さてさて、ホームドラマ家族はつらいよ」シリーズでは、三世代が一緒に暮らす平田家がシリーズのベースになっています。一家の家長で既に隠居している平田周造役の橋爪功、その妻で小説を書く市民講座にも参加する活発な女性・富子役の吉行和子、長男・幸之助(西村まさ彦)と嫁の史枝(夏川結衣)、彼らの子供である男の子二人総勢6人が同居する大家族の周辺にさまざまな騒動が惹起する、山田監督独特のペーソスを含んだホームドラマ家族はつらいよ」シリーズの第三弾です。第一作の『家族はつらいよ』(2016年公開)、第二作の『家族はつらいよ2』(2017年公開)に続く今作も山田洋次監督の原作&脚本で、いつもの出演メンバーも金太郎飴のように橋爪功 吉行和子 西村まさ彦 夏川結衣蒼井優妻夫木聡が顔をそろえてます。昨今希になった祖父夫婦、長男夫婦と孫たち3世代が同居する大家族をコメディー風に問うホームドラマ妻よ薔薇のように 家族はつらいよ III』(2018年、山田洋次 監督)もまた、山田洋次ならでは作品でした。寧ろ、「核家族化」、「無縁社会」ゆえに膨張してゆく近現代の家族の難題を、地縁血縁の中で解決する昔ながらの大家族を理想としているのかな…と思いたくもなります。

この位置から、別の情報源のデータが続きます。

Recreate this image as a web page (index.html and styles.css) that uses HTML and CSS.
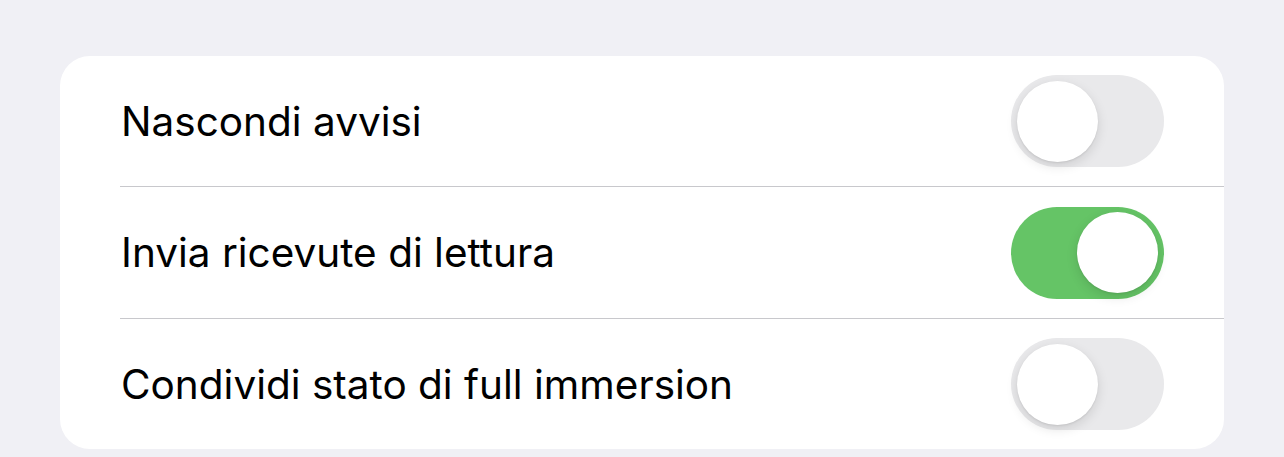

ストーリは、主婦の史枝は夫に内緒で貯めていた40万円余りのへそくりが空き巣泥棒に盗まれ、怪我も何事もなく、お金が盗まれただけで済んだ盗難事件に安堵していたが、夫の幸之助は妻の「へそくり」に怒る…。史枝はそれを理不尽に感じ実家に帰ってしまう。彼女がいなくなり、その上、富子も腰痛がぶり返しベットで安静状態。仕方なく周造が掃除洗濯子供の弁当や朝食の支度まで四苦八苦でやることになる…。今作の近代的家族の視点は、改めて妻の役割と家族の問題、家事に追われる妻の家事労働の価値、自分の夢を捨てて小さな家庭内の雑用に追われる「妻」の生き甲斐と存在価値を問題にしたテーマと言って良いだろうか。

私は昨今、子供の虐待が問題になって、幼い子供たちが犠牲になっている子供の虐待死の事件を見ると、地域社会から孤絶した核家族化した小さな家庭独特の新しい問題が今、現代家族の危機を迎えている気がします…がね!!!山田監督よ、もしもシリーズ第4弾があるとするならば「子供の虐待」を通して、夫婦にとっての子供の愛情とは何か?…をテーマを選んでください。丁度今作終盤で、ピアノ調律士の平田家三男の庄田の妻で、看護婦の憲子が妊娠をして、二人に赤ん坊が誕生しそうではないですーか。